In 2016, Asim Azhar and Momina Mustehsan performed a medley of two of Haider's singles, "Tera Woh Pyar" and "Nawazishein Karam" (نوازشیں کرم), during the ninth season of Coke Studio. Haider served as the music director and keyboardist for the Coke Studio version, with additional lyrics provided by Naqash Hyder.
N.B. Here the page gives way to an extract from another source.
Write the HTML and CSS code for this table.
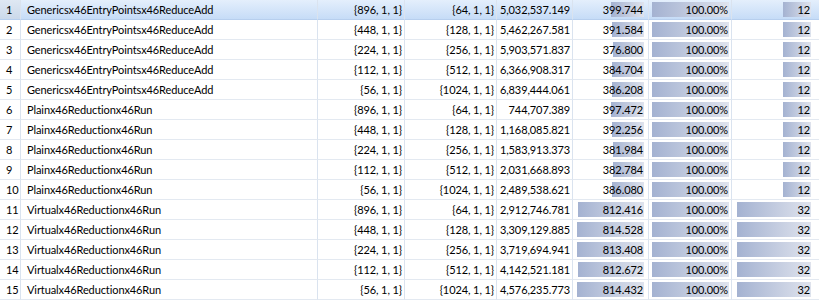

This version was released on 16 September 2016.

=== Song credits ===

- Singers: Asim Azhar and Momina Mustehsan
- Music Director: Shuja Haider
- Lyrics By: Naqash Hyder
- Produced and Directed By: Strings
- Houseband: Imran Akhoond (Guitars), Aahad Nayani (Drums), Babar Khanna (Dholak/Tabla), Kamran 'Mannu' Zafar (Bass), Haider Ali (Keyboards/Piano), Kashan Admani (Guitar), Abdul Aziz Kazi (Percussions)
- Guest Musicians: Ustad Tanweer Hussain (Mandolin), Sajid Ali (Flute), Shehroze Hussain (Sitar)
- String Section: Javed Iqbal (Head), Ghulam Abbas, Nadeem Ahmed, M Ilyas, Sakawat Ali, Ghulam Mohammad
- Backing Vocalists: Rachel Viccaji, Shahab Hussain, Nimra Rafiq

== Popularity ==
The Coke Studio version of the song is broadly popular in Pakistan and India. The song surpassed 100 million YouTube views in September 2018, making it the third Coke Studio performance to cross 100 million views after Atif Aslam's rendition of "Tajdar-e-Haram" and Rahat Fateh Ali Khan and Mustehsan's performance of "Afreen Afreen". Additionally, the video made Azhar the fourth Pakistani artist with a song to reach 100 million views on YouTube. As of 7 November 2025, the song has gained 212 million views.

== Reception ==
Azhar has said that he found the public reception to the track to be unexpected and is grateful for it. Bollywood actor Nawazuddin Siddiqui has praised the track, stating in an interview that he listened to the song while filming Manto to mentally prepare himself for each day of shooting.